BDS organizers see themselves as the self-proclaimed marshals of justice and equality in the Israeli-Palestinian conflict, and without the Cohens of this world their job would be all the more difficult. There is nothing just about BDS, and they’re fighting an ugly war, but one they’ll be hard-pressed to win in the end. Lately, I’ve noticed that people who’ve been apolitical up to now have changed their stance. On Facebook I see a plethora of posts about this virulent antisemitic atmosphere that BDS is spreading around the globe from people who normally like to talk about their garden or cats.
At some point Cohen asks, “Who but a handful of supporters are left in the room with Israel?” He says that we don’t have enough support to promote our cause. How wrong is Cohen though? How stupid of him to write this? It’s proof though of how very little he does know about Jewish history—about Jewish people and Israelis. We were always a few Jews against the mighty armies of the world; the Hashmonean revolt would be one such example from ancient times. But whether we look into our distant past or just a few decades ago, we’ve always managed to stick together, to thrive when we got the slightest opening, to keep our faith even when we were forced to convert, and to never lose hope. We were a few when Arab states attacked us time and time again, yet we still managed to defeat them. We beat Hitler for heaven’s sake!
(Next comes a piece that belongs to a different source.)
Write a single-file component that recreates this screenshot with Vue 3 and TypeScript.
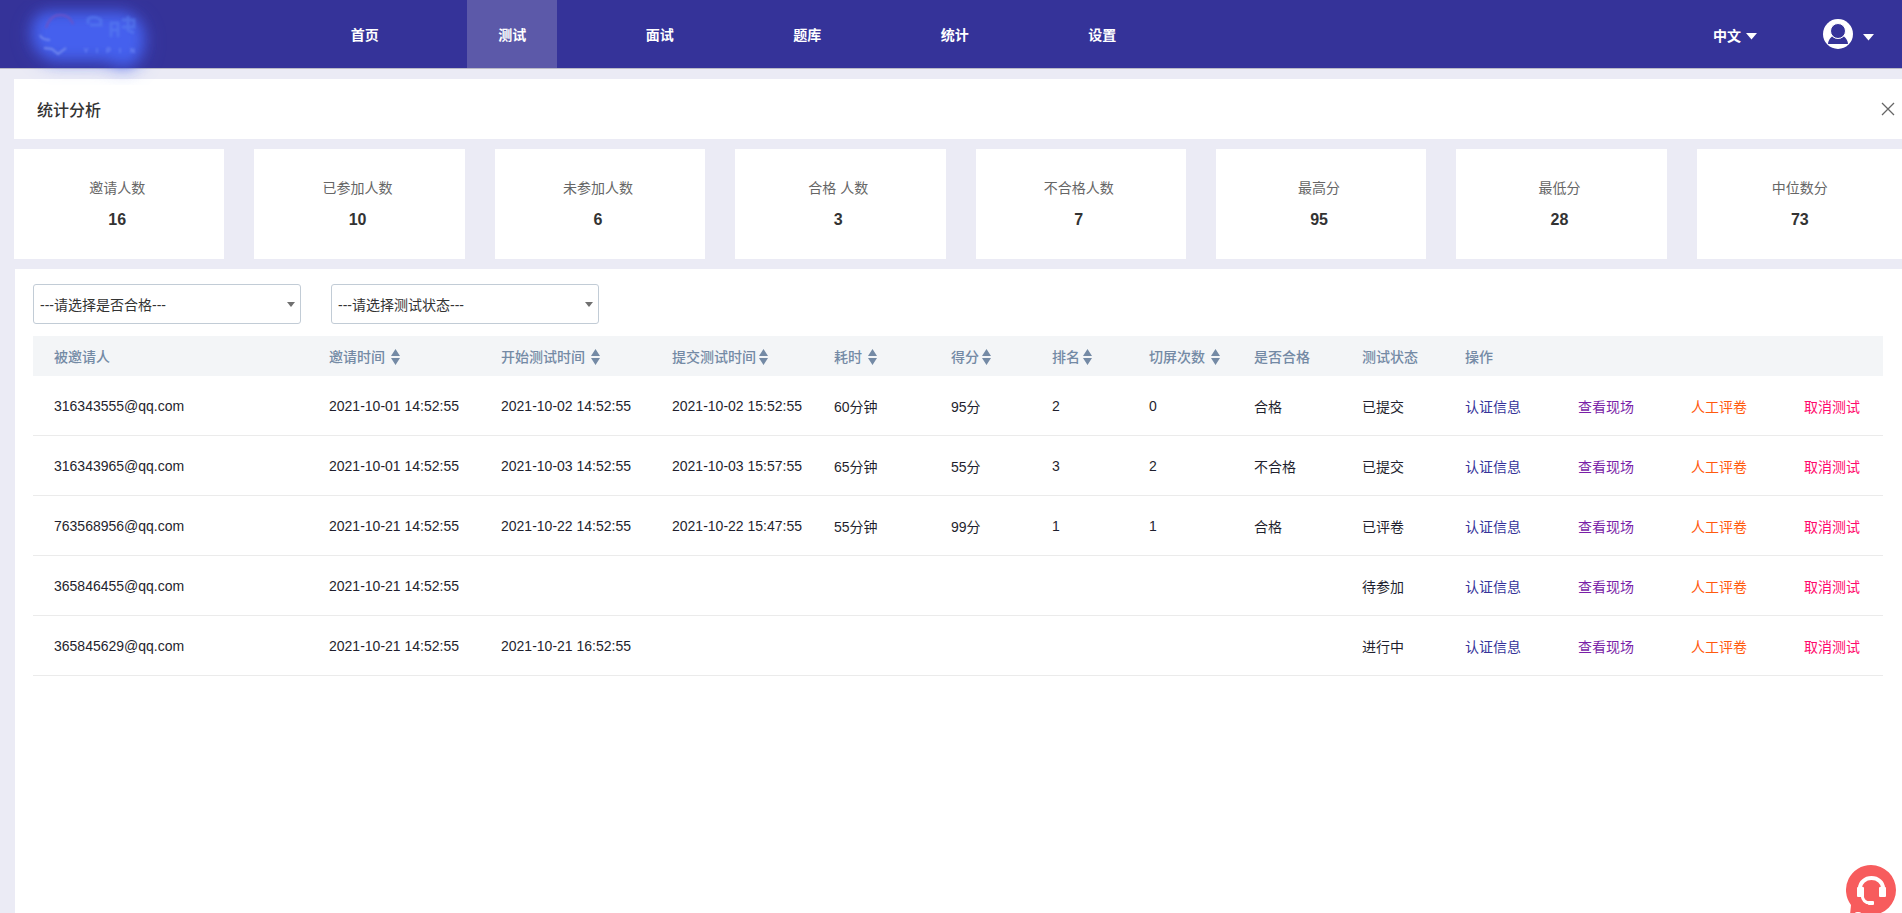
<script setup lang="ts">
import { ref } from 'vue'

interface Column {
  key: string
  label: string
  sort: '' | 'near' | 'far'
}

interface Row {
  mail: string
  invited: string
  started: string
  submitted: string
  cost: string
  score: string
  rank: string
  switches: string
  passed: string
  status: string
}

const navItems = ['首页', '测试', '面试', '题库', '统计', '设置']
const activeNav = ref('测试')

const stats = [
  { label: '邀请人数', value: 16 },
  { label: '已参加人数', value: 10 },
  { label: '未参加人数', value: 6 },
  { label: '合格 人数', value: 3 },
  { label: '不合格人数', value: 7 },
  { label: '最高分', value: 95 },
  { label: '最低分', value: 28 },
  { label: '中位数分', value: 73 },
]

const columns: Column[] = [
  { key: 'mail', label: '被邀请人', sort: '' },
  { key: 'invited', label: '邀请时间', sort: 'far' },
  { key: 'started', label: '开始测试时间', sort: 'far' },
  { key: 'submitted', label: '提交测试时间', sort: 'near' },
  { key: 'cost', label: '耗时', sort: 'far' },
  { key: 'score', label: '得分', sort: 'near' },
  { key: 'rank', label: '排名', sort: 'near' },
  { key: 'switches', label: '切屏次数', sort: 'far' },
  { key: 'passed', label: '是否合格', sort: '' },
  { key: 'status', label: '测试状态', sort: '' },
  { key: 'actions', label: '操作', sort: '' },
]

const rows: Row[] = [
  { mail: '316343555@qq.com', invited: '2021-10-01 14:52:55', started: '2021-10-02 14:52:55', submitted: '2021-10-02 15:52:55', cost: '60分钟', score: '95分', rank: '2', switches: '0', passed: '合格', status: '已提交' },
  { mail: '316343965@qq.com', invited: '2021-10-01 14:52:55', started: '2021-10-03 14:52:55', submitted: '2021-10-03 15:57:55', cost: '65分钟', score: '55分', rank: '3', switches: '2', passed: '不合格', status: '已提交' },
  { mail: '763568956@qq.com', invited: '2021-10-21 14:52:55', started: '2021-10-22 14:52:55', submitted: '2021-10-22 15:47:55', cost: '55分钟', score: '99分', rank: '1', switches: '1', passed: '合格', status: '已评卷' },
  { mail: '365846455@qq.com', invited: '2021-10-21 14:52:55', started: '', submitted: '', cost: '', score: '', rank: '', switches: '', passed: '', status: '待参加' },
  { mail: '365845629@qq.com', invited: '2021-10-21 14:52:55', started: '2021-10-21 16:52:55', submitted: '', cost: '', score: '', rank: '', switches: '', passed: '', status: '进行中' },
]

const passFilter = ref('')
const statusFilter = ref('')
</script>

<template>
  <div class="page">
    <header class="topbar">
      <a class="logo" href="#" aria-label="首页">
        <svg class="logo-art" viewBox="0 0 200 100" aria-hidden="true">
          <defs>
            <filter id="glow" x="-50%" y="-50%" width="200%" height="200%">
              <feGaussianBlur stdDeviation="7" />
            </filter>
            <filter id="halo" x="-50%" y="-50%" width="200%" height="200%">
              <feGaussianBlur stdDeviation="11" />
            </filter>
            <filter id="soft" x="-20%" y="-20%" width="140%" height="140%">
              <feGaussianBlur stdDeviation="1" />
            </filter>
          </defs>
          <path d="M48 22 H124 Q138 26 138 40 Q138 60 124 64 L104 56 H54 Q38 50 38 34 Q38 24 48 22Z" fill="#4560ee" stroke="#4560ee" stroke-width="14" stroke-linejoin="round" opacity="0.35" filter="url(#halo)" />
          <path d="M48 18 H122 Q138 22 138 38 Q138 58 124 60 L104 54 H54 Q38 48 38 32 Q38 20 48 18Z" fill="#4560ee" stroke="#4560ee" stroke-width="11" stroke-linejoin="round" filter="url(#glow)" />
          <g fill="none" filter="url(#soft)">
            <path d="M46 28 Q50 15 60 15 Q70 15 73 24" stroke="#6a52c8" stroke-width="2" />
            <path d="M40 35 Q42 40 50 40 M44 48 L52 49 L58 54 L66 48" stroke="#7188ee" stroke-width="2" />
            <path d="M88 24 V19 Q94 15 101 20 V25 H90 M110 23 H119 M110 30 H119 M111 22 V37 M118 22 V37 M122 20 H134 V27 H122 M128 16 V30 L134 33" stroke="#587df0" stroke-width="3" opacity="0.6" />
            <path d="M84 48 L86 51 L88 48 M86 51 V53 M97 48 V53 M107 53 V48 H110 V51 H107 M120 48 V53 M131 53 V48 L134 53 V48" stroke="#6b83f2" stroke-width="1" />
          </g>
        </svg>
      </a>
      <nav class="nav">
        <a
          v-for="item in navItems"
          :key="item"
          href="#"
          class="nav-link"
          :class="{ active: item === activeNav }"
          @click.prevent="activeNav = item"
        >{{ item }}</a>
      </nav>
      <div class="tools">
        <button type="button" class="tool">
          中文
          <svg class="caret" viewBox="0 0 11 7" aria-hidden="true"><path d="M0 0H11L5.500 6.500Z" fill="#fff" /></svg>
        </button>
        <button type="button" class="tool user" aria-label="用户">
          <svg class="avatar" viewBox="0 0 30 30" aria-hidden="true">
            <circle cx="15" cy="15" r="15" fill="#fff" />
            <path d="M9 17.500 Q15 22 21 17.500 Q24.500 20 25 25 H5 Q5.500 20 9 17.500Z" fill="#353399" />
            <ellipse cx="15" cy="12" rx="7.500" ry="7.500" fill="#353399" stroke="#fff" stroke-width="1" />
          </svg>
          <svg class="caret" viewBox="0 0 11 7" aria-hidden="true"><path d="M0 0H11L5.500 6.500Z" fill="#fff" /></svg>
        </button>
      </div>
    </header>

    <main class="content">
      <section class="title-bar">
        <h1>统计分析</h1>
        <button type="button" class="close" aria-label="关闭">
          <svg viewBox="0 0 14 14" aria-hidden="true"><path d="M1 1L13 13M13 1L1 13" stroke="#666" stroke-width="1.300" /></svg>
        </button>
      </section>

      <section class="stats">
        <article v-for="stat in stats" :key="stat.label" class="stat">
          <p class="stat-label">{{ stat.label }}</p>
          <p class="stat-value">{{ stat.value }}</p>
        </article>
      </section>

      <section class="panel">
        <div class="filters">
          <div class="select-box">
            <select v-model="passFilter" aria-label="是否合格">
              <option value="">---请选择是否合格---</option>
              <option value="合格">合格</option>
              <option value="不合格">不合格</option>
            </select>
          </div>
          <div class="select-box">
            <select v-model="statusFilter" aria-label="测试状态">
              <option value="">---请选择测试状态---</option>
              <option value="已提交">已提交</option>
              <option value="已评卷">已评卷</option>
              <option value="待参加">待参加</option>
              <option value="进行中">进行中</option>
            </select>
          </div>
        </div>

        <table class="table">
          <colgroup>
            <col v-for="col in columns" :key="col.key" :class="'col-' + col.key" />
          </colgroup>
          <thead>
            <tr>
              <th v-for="col in columns" :key="col.key" scope="col">
                <button v-if="col.sort" type="button" class="sort" :class="col.sort">
                  {{ col.label }}
                  <svg viewBox="0 0 9 16" aria-hidden="true">
                    <path d="M4.500 0L9 7H0ZM0 9H9L4.500 16Z" fill="#748aa5" />
                  </svg>
                </button>
                <template v-else>{{ col.label }}</template>
              </th>
            </tr>
          </thead>
          <tbody>
            <tr v-for="row in rows" :key="row.mail">
              <td>{{ row.mail }}</td>
              <td>{{ row.invited }}</td>
              <td>{{ row.started }}</td>
              <td>{{ row.submitted }}</td>
              <td class="cjk">{{ row.cost }}</td>
              <td class="cjk">{{ row.score }}</td>
              <td>{{ row.rank }}</td>
              <td>{{ row.switches }}</td>
              <td class="cjk">{{ row.passed }}</td>
              <td class="cjk">{{ row.status }}</td>
              <td class="cjk">
                <div class="actions">
                  <a href="#" class="verify">认证信息</a>
                  <a href="#" class="view">查看现场</a>
                  <a href="#" class="review">人工评卷</a>
                  <a href="#" class="cancel">取消测试</a>
                </div>
              </td>
            </tr>
          </tbody>
        </table>
      </section>
    </main>

    <button type="button" class="service" aria-label="在线客服">
      <svg viewBox="0 0 50 48" aria-hidden="true">
        <path d="M25 0A25 25 0 1 1 25 50H4L5 40A25 25 0 0 1 25 0Z" fill="#f75c5d" />
        <path d="M14 24V23a11.500 10 0 0 1 23 0V24" fill="none" stroke="#fff" stroke-width="4" />
        <rect x="11" y="22" width="7" height="10" rx="1" fill="#fff" />
        <rect x="33" y="22" width="7" height="10" rx="1" fill="#fff" />
        <path d="M16 30Q17 38 24 38" fill="none" stroke="#fff" stroke-width="3" />
        <rect x="22" y="36" width="6" height="4" rx="1" fill="#fff" />
        <ellipse cx="12" cy="48" rx="3" ry="1" fill="#fff" />
      </svg>
    </button>
  </div>
</template>

<style>
body {
  margin: 0;
  background: #ebebf5;
}
</style>

<style scoped>
.page {
  display: flex;
  flex-direction: column;
  min-height: 100vh;
  overflow: hidden;
  background: #ebebf5;
  color: #333;
  font: 14px/20px "Liberation Sans", "Noto Sans CJK SC", sans-serif;
}

.page * {
  box-sizing: border-box;
}

a {
  text-decoration: none;
}

button {
  padding: 0;
  border: 0;
  background: none;
  color: inherit;
  font: inherit;
  cursor: pointer;
}

svg {
  display: block;
}

.topbar {
  display: flex;
  height: 69px;
  border-bottom: 1px solid #b9b9c6;
  background: #353399;
  color: #fff;
  font-weight: 700;
}

.logo {
  position: relative;
  z-index: 1;
  flex: none;
  width: 291px;
}

.logo-art {
  width: 200px;
  height: 100px;
}

.nav {
  display: grid;
  grid-template-columns: repeat(6, 1fr);
  justify-items: center;
  width: 885px;
}

.nav-link {
  display: flex;
  align-items: center;
  justify-content: center;
  width: 90px;
  padding-top: 2px;
  color: #fff;
}

.nav-link.active {
  background: #5c59a9;
}

.tools {
  display: flex;
  align-items: center;
  gap: 66px;
  margin-left: auto;
  padding-right: 28px;
}

.tool {
  display: flex;
  align-items: center;
  gap: 5px;
  padding-top: 4px;
}

.tool.user {
  gap: 10px;
  padding-top: 0;
}

.caret {
  width: 11px;
  height: 7px;
}

.user .caret {
  margin-top: 6px;
}

.avatar {
  width: 30px;
  height: 30px;
}

.content {
  display: flex;
  flex: 1;
  flex-direction: column;
  gap: 10px;
  padding: 10px 0 0 14px;
}

.title-bar {
  display: flex;
  align-items: center;
  justify-content: space-between;
  height: 60px;
  padding: 0 7px 0 23px;
  background: #fff;
}

h1 {
  margin: 0;
  padding-top: 4px;
  font-size: 16px;
  font-weight: 500;
}

.close svg {
  width: 14px;
  height: 14px;
}

.stats {
  display: grid;
  grid-template-columns: repeat(8, 1fr);
  gap: 30px;
  margin-right: -5px;
}

.stat {
  height: 110px;
  padding: 29px 4px 0 0;
  background: #fff;
  text-align: center;
}

.stat-label {
  margin: 0 0 12px;
  color: #666;
}

.stat-value {
  margin: 0;
  font-size: 16px;
  font-weight: 700;
}

.panel {
  flex: 1;
  margin-left: 1px;
  padding: 15px 19px 0 18px;
  background: #fff;
}

.filters {
  display: flex;
  gap: 30px;
  margin-bottom: 12px;
}

.select-box {
  position: relative;
  width: 268px;
}

.select-box::after {
  position: absolute;
  top: 18px;
  right: 6px;
  border: 4px solid transparent;
  border-top: 5px solid #707070;
  border-bottom: 0;
  content: "";
  pointer-events: none;
}

select {
  display: block;
  width: 100%;
  height: 40px;
  padding: 2px 6px 0;
  border: 1px solid #c2ccd6;
  border-radius: 3px;
  appearance: none;
  background: #fff;
  color: #333;
  font: inherit;
}

.table {
  width: 100%;
  border-collapse: separate;
  border-spacing: 0;
  table-layout: fixed;
}

.col-mail { width: 296px; }
.col-invited { width: 172px; }
.col-started { width: 171px; }
.col-submitted { width: 162px; }
.col-cost { width: 117px; }
.col-score { width: 101px; }
.col-rank { width: 97px; }
.col-switches { width: 105px; }
.col-passed { width: 108px; }
.col-status { width: 103px; }
.col-actions { width: 418px; }

th,
td {
  padding: 0;
  text-align: left;
  white-space: nowrap;
}

th:first-child,
td:first-child {
  padding-left: 21px;
}

th {
  height: 40px;
  padding-top: 2px;
  background: #f3f5f7;
  color: #748aa5;
  font-weight: 500;
}

td {
  height: 60px;
  border-bottom: 1px solid #ebebeb;
  color: #1f1f2e;
}

td.cjk {
  padding-top: 2px;
}

.sort {
  display: flex;
  align-items: center;
  gap: 6px;
}

.sort.near {
  gap: 3px;
}

.sort svg {
  width: 9px;
  height: 16px;
}

.actions {
  display: flex;
  gap: 57px;
}

.verify { color: #353399; }
.view { color: #7a1fa8; }
.review { color: #ff5a0f; }
.cancel { color: #ff0a6c; }

.service {
  position: fixed;
  right: 6px;
  bottom: 0;
  width: 50px;
  height: 48px;
}
</style>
Cohen imagines that BDS is gaining momentum in the world, and there are plenty of Cohens out there who manage to make headlines, but so what? It’s the core of us who count at the end of the day, because we know the truth, and we can distinguish between what’s just and what’s just plain wrong, and we have never lost sight of this truth—not in the millennia that we have been wandering through this world. I happily boycott all the Cohens of this world. Eh, not such a great loss after all.